9 St. Augustine Beach officers lose use of computers
Officers accused of releasing confidential information
The acting police chief in St. Augustine Beach has confirmed nine of the department's 14 officers have lost the use of their computers, which are used to run checks on driver's licenses and license plates.
The officers had their computer privileges taken away after they were accused of releasing confidential information to the public.
These are the same officers who complained Chief Richard Hedges was committing illegal and unethical acts in the department.
The loss of these computers could affect how these officers do their jobs.
When an officer pulls someone over to the side of the road, one of the first things that officer will do is use his or her computer to run the license plate number to see if the car is stolen or maybe the driver of that car is wanted by police. Now most of the officers with the St. Augustine Beach Police Department can no longer do that themselves.
Before he was placed on administrative leave, Hedges and his administration asked the Florida Department of Law Enforcement to suspend the use of state and national crime computers for nine of his officers, according to the St. Johns County Sheriff Office.
Those same officers submitted a 70-page complaint to the city commission, accusing Hedges of improprieties and illegal conduct. But the officers' report may have included confidential information regarding past investigations that wasn't suppose to be released to the public.

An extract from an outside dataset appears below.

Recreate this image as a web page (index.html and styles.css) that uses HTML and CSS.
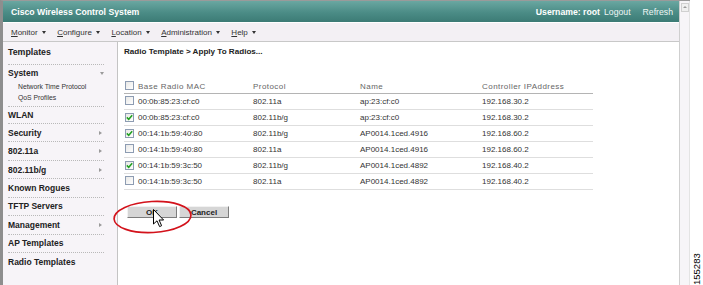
FILE: index.html
```html
<!DOCTYPE html>
<html lang="en">

<head>
    <meta charset="UTF-8">
    <title>Radio Template - Apply To Radios</title>
    <link rel="stylesheet" href="styles.css">
</head>

<body>
    <div class="page">
        <div class="frame">
            <div class="main">
                <div class="topbar">
                    <span class="product">Cisco Wireless Control System</span>
                    <span class="user">Username: root</span>
                    <a class="top-link logout">Logout</a>
                    <a class="top-link refresh">Refresh</a>
                </div>

                <div class="menubar">
                    <span class="menu-item"><u>M</u>onitor<i class="caret"></i></span>
                    <span class="menu-item"><u>C</u>onfigure<i class="caret"></i></span>
                    <span class="menu-item"><u>L</u>ocation<i class="caret"></i></span>
                    <span class="menu-item"><u>A</u>dministration<i class="caret"></i></span>
                    <span class="menu-item"><u>H</u>elp<i class="caret"></i></span>
                </div>

                <div class="body">
                    <div class="sidebar">
                        <div class="side-title">Templates</div>
                        <div class="side-group">
                            <div class="side-head">System<i class="arrow-down"></i></div>
                            <div class="side-sub">Network Time Protocol</div>
                            <div class="side-sub">QoS Profiles</div>
                        </div>
                        <div class="side-item short">WLAN</div>
                        <div class="side-item">Security<i class="arrow-right"></i></div>
                        <div class="side-item">802.11a<i class="arrow-right"></i></div>
                        <div class="side-item">802.11b/g<i class="arrow-right"></i></div>
                        <div class="side-item">Known Rogues</div>
                        <div class="side-item">TFTP Servers</div>
                        <div class="side-item">Management<i class="arrow-right"></i></div>
                        <div class="side-item">AP Templates</div>
                        <div class="side-item">Radio Templates</div>
                    </div>

                    <div class="content">
                        <div class="page-title">Radio Template &gt; Apply To Radios...</div>

                        <table class="radio-table">
                            <colgroup>
                                <col style="width:126px">
                                <col style="width:107px">
                                <col style="width:122px">
                                <col style="width:114px">
                            </colgroup>
                            <thead>
                                <tr>
                                    <th><span class="check"></span>Base Radio MAC</th>
                                    <th>Protocol</th>
                                    <th>Name</th>
                                    <th>Controller IPAddress</th>
                                </tr>
                            </thead>
                            <tbody id="radioRows"></tbody>
                        </table>

                        <div class="actions">
                            <button class="btn">OK</button>
                            <button class="btn">Cancel</button>
                            <svg class="callout" width="81" height="36" viewBox="0 0 81 36">
                                <ellipse cx="40.5" cy="18" rx="38.5" ry="15.5" fill="none" stroke="#d3121b" stroke-width="1.6" transform="rotate(-3 40.5 18)"/>
                            </svg>
                            <svg class="pointer" width="12" height="19" viewBox="0 0 12 19">
                                <path d="M0.5 0.5 L0.5 15 L4 11.8 L6.6 17.6 L8.6 16.7 L6.1 11 L10.6 11 Z" fill="#fff" stroke="#000" stroke-width="1" stroke-linejoin="round"/>
                            </svg>
                        </div>
                    </div>
                </div>
            </div>
            <div class="scrollbar"><span class="scroll-up"></span></div>
        </div>
        <div class="figure-no">155283</div>
    </div>

    <script>
        // Radios the template can be applied to
        var radios = [
            { mac: '00:0b:85:23:cf:c0', protocol: '802.11a', name: 'ap:23:cf:c0', ip: '192.168.30.2', checked: false },
            { mac: '00:0b:85:23:cf:c0', protocol: '802.11b/g', name: 'ap:23:cf:c0', ip: '192.168.30.2', checked: true },
            { mac: '00:14:1b:59:40:80', protocol: '802.11b/g', name: 'AP0014.1ced.4916', ip: '192.168.60.2', checked: true },
            { mac: '00:14:1b:59:40:80', protocol: '802.11a', name: 'AP0014.1ced.4916', ip: '192.168.60.2', checked: false },
            { mac: '00:14:1b:59:3c:50', protocol: '802.11b/g', name: 'AP0014.1ced.4892', ip: '192.168.40.2', checked: true },
            { mac: '00:14:1b:59:3c:50', protocol: '802.11a', name: 'AP0014.1ced.4892', ip: '192.168.40.2', checked: false }
        ];

        var tick = '<svg width="7" height="7" viewBox="0 0 7 7"><path d="M0.8 3.4 L2.7 5.3 L6.2 1.2" fill="none" stroke="#21a121" stroke-width="1.5"/></svg>';

        var rows = document.getElementById('radioRows');
        radios.forEach(function (radio) {
            var tr = document.createElement('tr');
            tr.innerHTML =
                '<td><span class="check">' + (radio.checked ? tick : '') + '</span>' + radio.mac + '</td>' +
                '<td>' + radio.protocol + '</td>' +
                '<td>' + radio.name + '</td>' +
                '<td>' + radio.ip + '</td>';
            rows.appendChild(tr);
        });
    </script>
</body>

</html>
```

FILE: styles.css
```css
body {
    margin: 0;
    background: #fff;
    font-family: "Liberation Sans", Arial, sans-serif;
    color: #333;
}

.page {
    display: flex;
    height: 285px;
    overflow: hidden;
}

.frame {
    display: flex;
    width: 690px;
    height: 285px;
    box-sizing: border-box;
    border-top: 1px solid #9a9a9a;
    border-left: 3px solid #8e8e8e;
}

.main {
    display: flex;
    flex-direction: column;
    width: 676px;
}

/* teal title bar */
.topbar {
    display: flex;
    align-items: center;
    height: 21px;
    padding: 0 6px 0 8px;
    background: linear-gradient(to bottom, #6aa7a1, #4b8c86 55%, #3c7b75);
    border-bottom: 1px solid #fff;
    color: #fff;
    font-size: 8.7px;
}

.product {
    font-weight: bold;
    flex: 1;
}

.user {
    font-weight: bold;
}

.top-link {
    color: #eef6f5;
}

.logout {
    margin-left: 4px;
}

.refresh {
    margin-left: 12px;
}

/* menu */
.menubar {
    display: flex;
    gap: 11.5px;
    height: 17px;
    padding: 1px 0 0 8px;
    background: #f3f0f4;
    border-bottom: 1px solid #c8c8c8;
    font-size: 8px;
    line-height: 17px;
    color: #333;
}

.menu-item {
    display: flex;
    align-items: center;
}

.caret {
    width: 0;
    height: 0;
    margin-left: 4px;
    border-left: 2.5px solid transparent;
    border-right: 2.5px solid transparent;
    border-top: 3px solid #333;
}

.body {
    display: flex;
    flex: 1;
}

/* left navigation */
.sidebar {
    width: 115px;
    box-sizing: border-box;
    padding: 0 13px 0 5px;
    background: #f7f4f8;
    border-right: 1px solid #c4c4c4;
    color: #222;
}

.side-title {
    height: 22px;
    line-height: 20px;
    font-size: 8.8px;
    font-weight: bold;
}

.side-group {
    border-top: 1px dotted #b9b9b9;
    padding-bottom: 3px;
}

.side-head {
    display: flex;
    justify-content: space-between;
    align-items: center;
    height: 16px;
    font-size: 8.5px;
    font-weight: bold;
}

.side-sub {
    padding-left: 10px;
    height: 11px;
    line-height: 11px;
    font-size: 6.8px;
    color: #333;
}

.side-item {
    display: flex;
    justify-content: space-between;
    align-items: center;
    height: 17.45px;
    border-top: 1px dotted #b9b9b9;
    font-size: 8.5px;
    font-weight: bold;
}

.side-item.short {
    height: 16px;
}

.arrow-down {
    width: 0;
    height: 0;
    border-left: 2.5px solid transparent;
    border-right: 2.5px solid transparent;
    border-top: 3px solid #9a9a9a;
}

.arrow-right {
    width: 0;
    height: 0;
    margin-right: 2px;
    border-top: 2.5px solid transparent;
    border-bottom: 2.5px solid transparent;
    border-left: 3px solid #9a9a9a;
}

/* main content */
.content {
    flex: 1;
    padding: 0 6px;
    background: #fff;
}

.page-title {
    height: 20px;
    line-height: 20px;
    font-size: 8.1px;
    font-weight: bold;
    color: #222;
}

.radio-table {
    margin-top: 16px;
    border-collapse: collapse;
    table-layout: fixed;
    width: 469px;
    font-size: 8px;
}

.radio-table th {
    padding: 2px 0 0 3px;
    line-height: 13px;
    text-align: left;
    font-weight: normal;
    letter-spacing: 0.45px;
    color: #666;
    border-bottom: 1px solid #b4b4b4;
}

.radio-table td {
    padding: 1px 0 0 3px;
    line-height: 14px;
    color: #333;
    border-bottom: 1px solid #dedede;
    white-space: nowrap;
}

.radio-table th:first-child,
.radio-table td:first-child {
    padding-left: 1px;
}

.check {
    display: inline-block;
    width: 9px;
    height: 9px;
    box-sizing: border-box;
    margin-right: 4px;
    vertical-align: -1px;
    border: 1px solid #8d9cb2;
    background: linear-gradient(135deg, #e8e8e6, #fff);
    line-height: 0;
}

.actions {
    position: relative;
    display: flex;
    gap: 2px;
    margin: 16px 0 0 3px;
}

.btn {
    width: 50px;
    height: 12px;
    padding: 0;
    box-sizing: border-box;
    background: #d6d6d6;
    border: 1px solid;
    border-color: #f2f2f2 #7c7c7c #7c7c7c #f2f2f2;
    font-family: "Liberation Sans", Arial, sans-serif;
    font-size: 8px;
    font-weight: bold;
    line-height: 9px;
    color: #222;
}

/* annotation drawn over the screenshot */
.callout {
    position: absolute;
    left: -15px;
    top: -7px;
}

.pointer {
    position: absolute;
    left: 26px;
    top: 3px;
}

.scrollbar {
    width: 11px;
    box-sizing: border-box;
    background: #f7f5f8;
    border-left: 1px solid #cfcfcf;
    border-right: 1px solid #e4e4e4;
    padding: 2px 0 0 1px;
}

.scroll-up {
    display: block;
    position: relative;
    width: 8px;
    height: 9px;
    box-sizing: border-box;
    border: 1px solid #d0d0d0;
    background: #f0f0f0;
}

.scroll-up::after {
    content: "";
    position: absolute;
    left: 1px;
    top: 2px;
    width: 0;
    height: 0;
    border-left: 2px solid transparent;
    border-right: 2px solid transparent;
    border-bottom: 2px solid #9a9a9a;
}

.figure-no {
    display: flex;
    align-items: center;
    justify-content: flex-start;
    flex: 1;
    padding-bottom: 3px;
    writing-mode: vertical-rl;
    transform: rotate(180deg);
    font-size: 9.5px;
    color: #000;
}
```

"Because it is under investigation, I can't comment too much on it," Sheriff's Office spokesman Sgt. Chuck Mulligan said.
He said the officers who lost their computers now have to radio in information to the county dispatcher.
"They do not have direct access to our terminals, so that is the big difference, whereas before they certainly had terminals in their cars and in their office," Mulligan said. "That really is the difference at this point."
Interim Police Chief David Messenger said the extra steps do slow the officers down. Messenger declined to talk further about the issue. Likewise, Mayor S. Gary Snodgrass has decided not to speak about the Police Department's struggles until the investigation is complete.
"I'm sure it would be very distressing if you're in a criminal situation and they couldn't get that information as fast as they could if they had their computers," said Bill Squillari, of the Police Department.
"It's difficult to do your job if you don't have your tools," said Deborah Girard, who shops in St. Augustine Beach. "I really think it's hard for them to be effective."
The FDLE continues to look and see if any crimes were committed. Mulligan said there will soon be an internal investigation to see if any policies were violated by the chief or his officers.